While both Lugones and Butler have awakened in me a new understanding of who I am in relation to the world around me and how I constantly construct and reconstruct the roles I hold in it, they have touched me in very different ways. The differences come from the complexities in the subjects and the way that the different authors approach the possibility of a solution. However, I wonder if it may also stem from my own beliefs about which form of oppression is more deeply rooted. Perhaps the reason that I struggle with a solution to the oppressive nature of socially constructed genders is because it is, in my opinion, a deeper and more complicated form of oppression than racial and cultural oppression. It may be that it seems so much harder to tackle because I often view racial and cultural oppression as stemming from sexual and gender role oppression.

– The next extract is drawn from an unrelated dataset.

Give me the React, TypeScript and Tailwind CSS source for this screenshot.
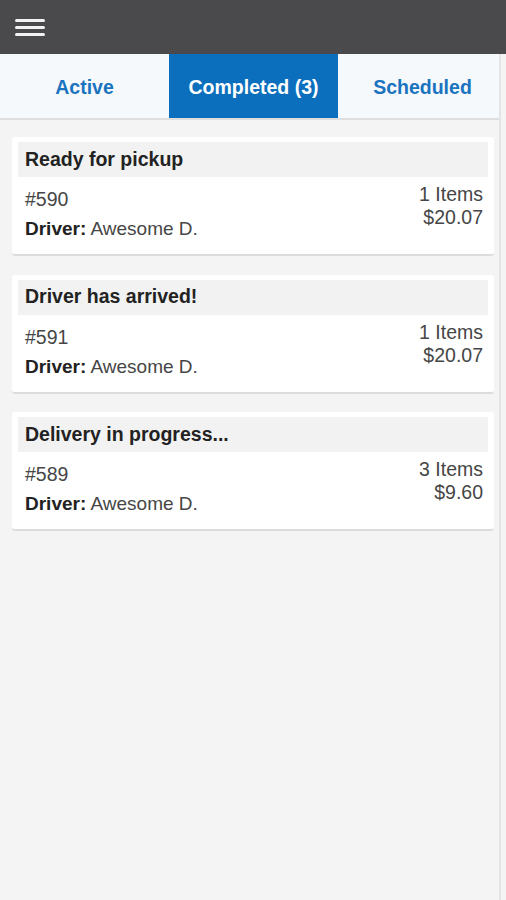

Either way, both articles have given me a lot to think about in terms of my own identity and the way that I see myself and my roles in the world.


Works Cited

Butler, Judith. “Performative Acts and Gender Constitution: An Essay in Phenomenology and Feminist Theory.” The Feminist Philosophy Reader. Ed. Alison Bailey and Chris Cuomo. New York: McGraw-Hill Higher Education, 2008. 97-107. Print.

Lugones, María. “Playfulness, “World”-Travelling, and Loving Perception.” The Feminist Philosophy Reader. Ed. Alison Bailey and Chris Cuomo. New York: McGraw-Hill Higher Education, 2008. 69-81. Print.